I am convinced that in the future - and if this awareness spreads - artists will be much more involved in all areas of society. This dialogue is already at work in the fields of architecture and urban planning, for example. My mission as artistic director of the future "athletes' village" – that piece of city that will emerge from the ground after the 2024 Olympics – allows me to think a lot about these issues. But it's not a question of planting sculptures in parks or roundabouts, as if the city were yet another exhibition site. Artists must be fully involved in this vision of tomorrow's world, in its very thought. They are not decorators. The proposals germinating in their works should not be shown as if the urban space were a showcase or a jewel box. They must, together with architecture and spatial thinking, constitute this new urban terrain.
MS: Assuming that a better world could be built on the ruins of the old world - what would it look like in your opinion? What do you personally wish for a better future?
MS: Assuming that a better world could be built on the ruins of the old world - what would it look like in your opinion? What do you personally wish for a better future?
GC: Obviously, a more egalitarian world...
But who, apart from the microscopic minority of those who have too much, could hope for the opposite? Of course, equality is not only about material goods, access to drinking water or health care: equality in knowledge is paramount.
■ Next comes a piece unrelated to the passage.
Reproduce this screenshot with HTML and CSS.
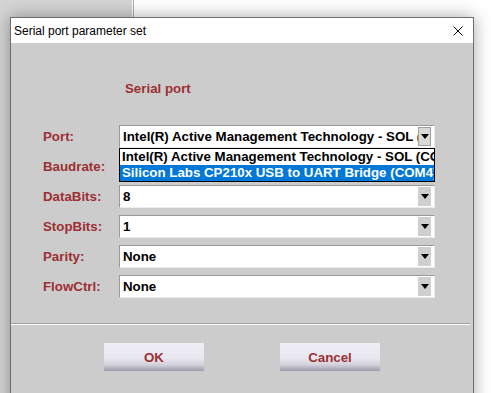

But rather than brush over broad generalist considerations, I prefer to focus on a point I mentioned before, namely equality of the culture of the gaze.
I do not feel specially qualified to speak about the world in general, and no doubt some cultures are more sensitive to this subject. For what I know best, education here in France, it is essential to develop considerably, at all stages of schooling, this historical, visual and sensitive education. Learning to 'read' art, to feel it, to surround it with words, and to help us understand the particular humanity of artists.
MS: It is often said that the special power of art lies in the courageous and fearless pursuit of the new and always starting from scratch on a blank piece of paper. What strategies, rituals or techniques do you personally use to find your way into a new work and start from scratch with a new project?
MS: It is often said that the special power of art lies in the courageous and fearless pursuit of the new and always starting from scratch on a blank piece of paper. What strategies, rituals or techniques do you personally use to find your way into a new work and start from scratch with a new project?
GC: For my part, it is most often in reading that inspiration comes to me.
Many of my exhibitions are based on verses or nods to the poetry of Arthur Rimbaud in particular, which has fascinated me since I was a teenager. I have never met such a dazzling author, so plastic in his words, so capable of literally provoking new visions in the reader's head. I am crazy about his writing. Can you imagine that he produced all his revolutionary work before the age of twenty? I hate the term 'genius' and the emphasis with which certain women or men are sometimes described, but Rimbaud is truly an exception in my personal pantheon. His writing and precociousness are certainly supernatural... So, I very often immerse myself in his writings and sail through them as if I were in an ever-churning ocean. It's a huge toolbox. Rimbaud is in my eyes the prince of renewal and new beginnings.